It Will Be Chaos


We Control How We React to Refugees And Others

by Eric Elkin

I therefore, the prisoner in the Lord, beg you to lead a life worthy of the calling to which you have been called, with all humility and gentleness, with patience, bearing with one another in love,
— Ephesians 4:1ff

HBO recently released a documentary titled, “It Will Be Chaos.” The film is the work of Italian filmmakers Lorena Luciano and Filippo Piscopo, whose country is enduring the large-scale impact of dealing with refugees. The documentary shares the harrowing tales of families seeking to flee starvation, persecution, and bloodshed for security.

As the title suggests, the journey to safety is one of chaos. Children are separated from parents when they reach the “safe” side of the border.
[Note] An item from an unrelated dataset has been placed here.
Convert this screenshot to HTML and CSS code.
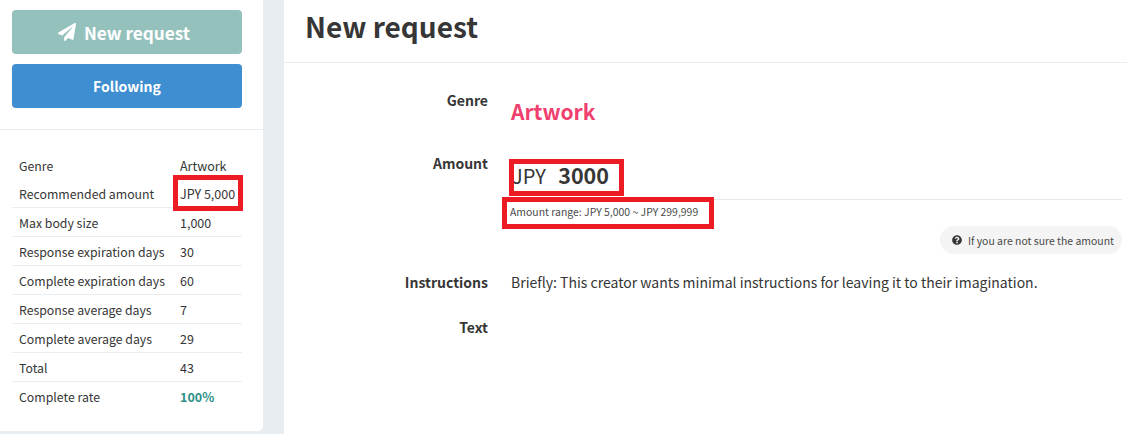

The action causes widespread panic among the parents, who frantically search for answers. "Please, find our children," they plead. The words, though, are lost in translation. Few at the border speak their language.

The film is set in Europe and was filmed before the outrage in the United States about children being separated from parents on the U.S.-Mexican border. It does, however, show the problem is not new, it is universal, and it is devastating to parents. How can parents who’ve endured so much be gentle, humble, and patient in these circumstances?

I have not seen the show, only read an article about it from the Los Angeles Times newspaper. The struggle to navigate the difficulties of escaping a war-torn nation is only part of the story. Once these refugees arrive, there is the process of accounting for them. Then to set them up with a living situation.  No home is safe, though, as the influx of immigrants causes problems with residents and nationals. 

The panicked parents are frantic as they plead with authorities through an interpreter: How could this happen?! Please, please find our kids! They are 10, 8 and 7 years old. Oh, my God. How?
— Excerpt from Article on "It Will Be Chaos," by Lorraine Ali

Chaotic situations cause people to act frantically and aggressively. However, those in more secure circumstances can choose how to respond. They can be gentle, humble, patient and bear each other in love. 

The human crisis impacting the entire globe is a complex problem to solve. Peace needs to be restored in areas devastated by conflict. Healthy procedures must be created to process families. Host nations need to figure out ways to handle the situation. The list of problems to solve is endless and beyond any one person’s control. 

In the midst of this chaos, we need to be reminded of our response. How we, who live in safety, react personally is still within our control.

The Times article shared a story of a family divided at the border highlighted in the film. The family ends up being reunited. Unlike other families who were separated and isolated in abandoned warehouses, the family reunited experienced gentleness and humility. Aid workers used their authority and walkie-talkies to help these families join with each other.

The effort of these aid workers did not solve the grand problem. But, for a moment, people caught in the swirl of chaos knew peace. It was a peace of those who understood the power of bearing each other in love. I think this is something we can all do.


Click to read Ephesians 4: 1-16

Reflection Questions:

  • How would you react to being separated from your parents/or children?
  • What healthy options do refugees of war have?
  • What does it mean to bear one another in love?
  • Where can you show patience to someone living in chaos?